→ Information shown:
|---|

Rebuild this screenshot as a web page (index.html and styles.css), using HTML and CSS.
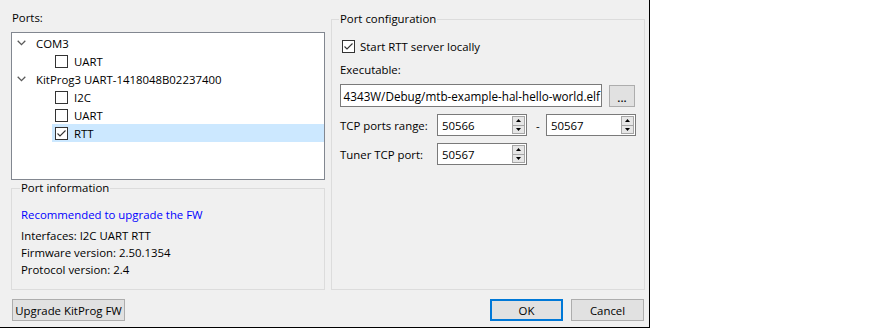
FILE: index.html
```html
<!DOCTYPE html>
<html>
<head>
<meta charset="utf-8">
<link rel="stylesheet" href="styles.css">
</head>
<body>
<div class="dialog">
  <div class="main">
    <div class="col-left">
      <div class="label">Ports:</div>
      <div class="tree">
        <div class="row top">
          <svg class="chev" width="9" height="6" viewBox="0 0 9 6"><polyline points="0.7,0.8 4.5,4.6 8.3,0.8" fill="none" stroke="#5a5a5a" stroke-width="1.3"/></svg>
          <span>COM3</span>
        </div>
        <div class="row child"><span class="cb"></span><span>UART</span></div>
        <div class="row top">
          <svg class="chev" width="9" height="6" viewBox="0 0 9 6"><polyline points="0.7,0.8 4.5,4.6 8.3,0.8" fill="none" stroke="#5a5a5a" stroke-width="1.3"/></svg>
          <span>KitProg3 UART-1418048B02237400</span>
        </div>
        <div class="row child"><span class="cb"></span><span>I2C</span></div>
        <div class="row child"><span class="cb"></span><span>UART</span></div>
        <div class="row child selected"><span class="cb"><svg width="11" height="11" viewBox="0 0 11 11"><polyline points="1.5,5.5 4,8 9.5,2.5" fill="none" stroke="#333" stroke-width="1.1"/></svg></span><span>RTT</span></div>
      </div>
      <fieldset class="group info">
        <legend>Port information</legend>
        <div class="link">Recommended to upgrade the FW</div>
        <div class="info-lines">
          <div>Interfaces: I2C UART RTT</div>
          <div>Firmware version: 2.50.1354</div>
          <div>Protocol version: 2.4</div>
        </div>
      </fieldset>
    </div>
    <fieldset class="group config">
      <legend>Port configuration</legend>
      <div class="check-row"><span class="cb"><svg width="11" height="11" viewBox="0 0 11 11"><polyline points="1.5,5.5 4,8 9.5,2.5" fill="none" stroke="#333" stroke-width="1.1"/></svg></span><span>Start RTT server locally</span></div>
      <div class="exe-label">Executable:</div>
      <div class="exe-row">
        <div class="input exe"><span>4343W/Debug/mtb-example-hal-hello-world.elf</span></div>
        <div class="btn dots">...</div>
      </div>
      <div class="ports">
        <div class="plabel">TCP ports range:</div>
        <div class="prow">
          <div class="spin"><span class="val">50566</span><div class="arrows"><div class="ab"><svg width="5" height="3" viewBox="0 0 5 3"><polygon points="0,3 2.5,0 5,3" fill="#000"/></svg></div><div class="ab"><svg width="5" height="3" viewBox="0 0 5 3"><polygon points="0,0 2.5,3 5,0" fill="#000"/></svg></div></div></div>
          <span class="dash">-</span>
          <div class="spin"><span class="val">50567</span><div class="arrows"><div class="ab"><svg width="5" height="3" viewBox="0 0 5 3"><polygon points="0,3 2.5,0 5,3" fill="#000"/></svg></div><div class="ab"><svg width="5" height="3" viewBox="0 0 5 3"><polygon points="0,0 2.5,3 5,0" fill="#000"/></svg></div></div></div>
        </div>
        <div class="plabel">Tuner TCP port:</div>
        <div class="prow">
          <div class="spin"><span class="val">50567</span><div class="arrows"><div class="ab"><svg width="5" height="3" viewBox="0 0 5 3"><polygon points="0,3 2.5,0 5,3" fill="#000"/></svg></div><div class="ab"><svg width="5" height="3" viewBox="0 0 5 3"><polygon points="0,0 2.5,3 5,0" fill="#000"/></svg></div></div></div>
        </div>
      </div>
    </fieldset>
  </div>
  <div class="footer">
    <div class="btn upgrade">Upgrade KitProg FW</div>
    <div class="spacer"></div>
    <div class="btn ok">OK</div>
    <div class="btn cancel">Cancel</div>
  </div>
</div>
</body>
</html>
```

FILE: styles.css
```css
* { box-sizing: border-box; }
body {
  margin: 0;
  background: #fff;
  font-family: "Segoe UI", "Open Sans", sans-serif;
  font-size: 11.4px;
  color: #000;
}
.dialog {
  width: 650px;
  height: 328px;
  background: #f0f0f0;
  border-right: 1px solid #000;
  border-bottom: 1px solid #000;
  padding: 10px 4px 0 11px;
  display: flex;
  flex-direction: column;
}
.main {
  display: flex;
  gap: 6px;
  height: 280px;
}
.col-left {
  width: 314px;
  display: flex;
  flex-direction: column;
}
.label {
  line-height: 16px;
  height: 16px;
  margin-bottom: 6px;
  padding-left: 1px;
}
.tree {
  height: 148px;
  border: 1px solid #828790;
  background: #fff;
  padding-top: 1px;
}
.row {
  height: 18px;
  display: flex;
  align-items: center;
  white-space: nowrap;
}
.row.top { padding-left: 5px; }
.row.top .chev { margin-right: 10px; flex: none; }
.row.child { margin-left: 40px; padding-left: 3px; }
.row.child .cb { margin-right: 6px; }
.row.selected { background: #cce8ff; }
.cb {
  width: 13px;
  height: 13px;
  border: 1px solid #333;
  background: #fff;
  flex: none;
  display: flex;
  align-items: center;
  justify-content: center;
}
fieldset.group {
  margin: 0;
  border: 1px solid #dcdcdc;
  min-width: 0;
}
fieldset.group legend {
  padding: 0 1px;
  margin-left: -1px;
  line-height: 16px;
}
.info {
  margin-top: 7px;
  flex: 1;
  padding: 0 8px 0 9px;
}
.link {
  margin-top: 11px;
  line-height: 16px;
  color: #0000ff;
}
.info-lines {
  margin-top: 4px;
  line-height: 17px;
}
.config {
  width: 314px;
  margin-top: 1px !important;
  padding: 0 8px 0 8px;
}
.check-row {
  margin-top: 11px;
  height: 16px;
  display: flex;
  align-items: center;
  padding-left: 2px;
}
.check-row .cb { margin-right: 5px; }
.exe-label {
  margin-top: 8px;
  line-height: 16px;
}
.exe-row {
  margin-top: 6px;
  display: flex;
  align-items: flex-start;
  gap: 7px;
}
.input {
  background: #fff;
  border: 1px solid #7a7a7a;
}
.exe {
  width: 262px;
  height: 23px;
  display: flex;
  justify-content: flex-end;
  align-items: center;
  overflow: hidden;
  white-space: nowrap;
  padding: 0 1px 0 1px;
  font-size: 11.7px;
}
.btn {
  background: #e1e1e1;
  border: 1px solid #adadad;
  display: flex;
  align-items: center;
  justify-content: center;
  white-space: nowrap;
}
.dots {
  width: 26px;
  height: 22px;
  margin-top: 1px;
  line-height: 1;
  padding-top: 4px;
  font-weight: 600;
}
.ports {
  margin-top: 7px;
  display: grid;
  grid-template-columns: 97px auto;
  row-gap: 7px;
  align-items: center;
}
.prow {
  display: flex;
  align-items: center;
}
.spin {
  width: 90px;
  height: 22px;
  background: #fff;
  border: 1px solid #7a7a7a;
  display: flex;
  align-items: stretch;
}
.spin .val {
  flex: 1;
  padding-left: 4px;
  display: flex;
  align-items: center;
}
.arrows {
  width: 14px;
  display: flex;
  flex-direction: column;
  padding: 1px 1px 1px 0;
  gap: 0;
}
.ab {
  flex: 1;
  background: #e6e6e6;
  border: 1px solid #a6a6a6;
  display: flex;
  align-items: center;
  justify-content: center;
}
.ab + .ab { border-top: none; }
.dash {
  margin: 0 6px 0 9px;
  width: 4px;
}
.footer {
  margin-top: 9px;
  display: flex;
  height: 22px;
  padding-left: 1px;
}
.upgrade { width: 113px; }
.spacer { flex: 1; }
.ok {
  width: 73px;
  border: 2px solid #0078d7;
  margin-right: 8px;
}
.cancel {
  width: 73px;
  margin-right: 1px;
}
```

|---|

→ Written exercise:
Send back the data above word for word, with the pictures left out.

→ Result:
Rebuild this screenshot as a web page (index.html and styles.css), using HTML and CSS.
FILE: index.html
```html
<!DOCTYPE html>
<html>
<head>
<meta charset="utf-8">
<link rel="stylesheet" href="styles.css">
</head>
<body>
<div class="dialog">
  <div class="main">
    <div class="col-left">
      <div class="label">Ports:</div>
      <div class="tree">
        <div class="row top">
          <svg class="chev" width="9" height="6" viewBox="0 0 9 6"><polyline points="0.7,0.8 4.5,4.6 8.3,0.8" fill="none" stroke="#5a5a5a" stroke-width="1.3"/></svg>
          <span>COM3</span>
        </div>
        <div class="row child"><span class="cb"></span><span>UART</span></div>
        <div class="row top">
          <svg class="chev" width="9" height="6" viewBox="0 0 9 6"><polyline points="0.7,0.8 4.5,4.6 8.3,0.8" fill="none" stroke="#5a5a5a" stroke-width="1.3"/></svg>
          <span>KitProg3 UART-1418048B02237400</span>
        </div>
        <div class="row child"><span class="cb"></span><span>I2C</span></div>
        <div class="row child"><span class="cb"></span><span>UART</span></div>
        <div class="row child selected"><span class="cb"><svg width="11" height="11" viewBox="0 0 11 11"><polyline points="1.5,5.5 4,8 9.5,2.5" fill="none" stroke="#333" stroke-width="1.1"/></svg></span><span>RTT</span></div>
      </div>
      <fieldset class="group info">
        <legend>Port information</legend>
        <div class="link">Recommended to upgrade the FW</div>
        <div class="info-lines">
          <div>Interfaces: I2C UART RTT</div>
          <div>Firmware version: 2.50.1354</div>
          <div>Protocol version: 2.4</div>
        </div>
      </fieldset>
    </div>
    <fieldset class="group config">
      <legend>Port configuration</legend>
      <div class="check-row"><span class="cb"><svg width="11" height="11" viewBox="0 0 11 11"><polyline points="1.5,5.5 4,8 9.5,2.5" fill="none" stroke="#333" stroke-width="1.1"/></svg></span><span>Start RTT server locally</span></div>
      <div class="exe-label">Executable:</div>
      <div class="exe-row">
        <div class="input exe"><span>4343W/Debug/mtb-example-hal-hello-world.elf</span></div>
        <div class="btn dots">...</div>
      </div>
      <div class="ports">
        <div class="plabel">TCP ports range:</div>
        <div class="prow">
          <div class="spin"><span class="val">50566</span><div class="arrows"><div class="ab"><svg width="5" height="3" viewBox="0 0 5 3"><polygon points="0,3 2.5,0 5,3" fill="#000"/></svg></div><div class="ab"><svg width="5" height="3" viewBox="0 0 5 3"><polygon points="0,0 2.5,3 5,0" fill="#000"/></svg></div></div></div>
          <span class="dash">-</span>
          <div class="spin"><span class="val">50567</span><div class="arrows"><div class="ab"><svg width="5" height="3" viewBox="0 0 5 3"><polygon points="0,3 2.5,0 5,3" fill="#000"/></svg></div><div class="ab"><svg width="5" height="3" viewBox="0 0 5 3"><polygon points="0,0 2.5,3 5,0" fill="#000"/></svg></div></div></div>
        </div>
        <div class="plabel">Tuner TCP port:</div>
        <div class="prow">
          <div class="spin"><span class="val">50567</span><div class="arrows"><div class="ab"><svg width="5" height="3" viewBox="0 0 5 3"><polygon points="0,3 2.5,0 5,3" fill="#000"/></svg></div><div class="ab"><svg width="5" height="3" viewBox="0 0 5 3"><polygon points="0,0 2.5,3 5,0" fill="#000"/></svg></div></div></div>
        </div>
      </div>
    </fieldset>
  </div>
  <div class="footer">
    <div class="btn upgrade">Upgrade KitProg FW</div>
    <div class="spacer"></div>
    <div class="btn ok">OK</div>
    <div class="btn cancel">Cancel</div>
  </div>
</div>
</body>
</html>
```

FILE: styles.css
```css
* { box-sizing: border-box; }
body {
  margin: 0;
  background: #fff;
  font-family: "Segoe UI", "Open Sans", sans-serif;
  font-size: 11.4px;
  color: #000;
}
.dialog {
  width: 650px;
  height: 328px;
  background: #f0f0f0;
  border-right: 1px solid #000;
  border-bottom: 1px solid #000;
  padding: 10px 4px 0 11px;
  display: flex;
  flex-direction: column;
}
.main {
  display: flex;
  gap: 6px;
  height: 280px;
}
.col-left {
  width: 314px;
  display: flex;
  flex-direction: column;
}
.label {
  line-height: 16px;
  height: 16px;
  margin-bottom: 6px;
  padding-left: 1px;
}
.tree {
  height: 148px;
  border: 1px solid #828790;
  background: #fff;
  padding-top: 1px;
}
.row {
  height: 18px;
  display: flex;
  align-items: center;
  white-space: nowrap;
}
.row.top { padding-left: 5px; }
.row.top .chev { margin-right: 10px; flex: none; }
.row.child { margin-left: 40px; padding-left: 3px; }
.row.child .cb { margin-right: 6px; }
.row.selected { background: #cce8ff; }
.cb {
  width: 13px;
  height: 13px;
  border: 1px solid #333;
  background: #fff;
  flex: none;
  display: flex;
  align-items: center;
  justify-content: center;
}
fieldset.group {
  margin: 0;
  border: 1px solid #dcdcdc;
  min-width: 0;
}
fieldset.group legend {
  padding: 0 1px;
  margin-left: -1px;
  line-height: 16px;
}
.info {
  margin-top: 7px;
  flex: 1;
  padding: 0 8px 0 9px;
}
.link {
  margin-top: 11px;
  line-height: 16px;
  color: #0000ff;
}
.info-lines {
  margin-top: 4px;
  line-height: 17px;
}
.config {
  width: 314px;
  margin-top: 1px !important;
  padding: 0 8px 0 8px;
}
.check-row {
  margin-top: 11px;
  height: 16px;
  display: flex;
  align-items: center;
  padding-left: 2px;
}
.check-row .cb { margin-right: 5px; }
.exe-label {
  margin-top: 8px;
  line-height: 16px;
}
.exe-row {
  margin-top: 6px;
  display: flex;
  align-items: flex-start;
  gap: 7px;
}
.input {
  background: #fff;
  border: 1px solid #7a7a7a;
}
.exe {
  width: 262px;
  height: 23px;
  display: flex;
  justify-content: flex-end;
  align-items: center;
  overflow: hidden;
  white-space: nowrap;
  padding: 0 1px 0 1px;
  font-size: 11.7px;
}
.btn {
  background: #e1e1e1;
  border: 1px solid #adadad;
  display: flex;
  align-items: center;
  justify-content: center;
  white-space: nowrap;
}
.dots {
  width: 26px;
  height: 22px;
  margin-top: 1px;
  line-height: 1;
  padding-top: 4px;
  font-weight: 600;
}
.ports {
  margin-top: 7px;
  display: grid;
  grid-template-columns: 97px auto;
  row-gap: 7px;
  align-items: center;
}
.prow {
  display: flex;
  align-items: center;
}
.spin {
  width: 90px;
  height: 22px;
  background: #fff;
  border: 1px solid #7a7a7a;
  display: flex;
  align-items: stretch;
}
.spin .val {
  flex: 1;
  padding-left: 4px;
  display: flex;
  align-items: center;
}
.arrows {
  width: 14px;
  display: flex;
  flex-direction: column;
  padding: 1px 1px 1px 0;
  gap: 0;
}
.ab {
  flex: 1;
  background: #e6e6e6;
  border: 1px solid #a6a6a6;
  display: flex;
  align-items: center;
  justify-content: center;
}
.ab + .ab { border-top: none; }
.dash {
  margin: 0 6px 0 9px;
  width: 4px;
}
.footer {
  margin-top: 9px;
  display: flex;
  height: 22px;
  padding-left: 1px;
}
.upgrade { width: 113px; }
.spacer { flex: 1; }
.ok {
  width: 73px;
  border: 2px solid #0078d7;
  margin-right: 8px;
}
.cancel {
  width: 73px;
  margin-right: 1px;
}
```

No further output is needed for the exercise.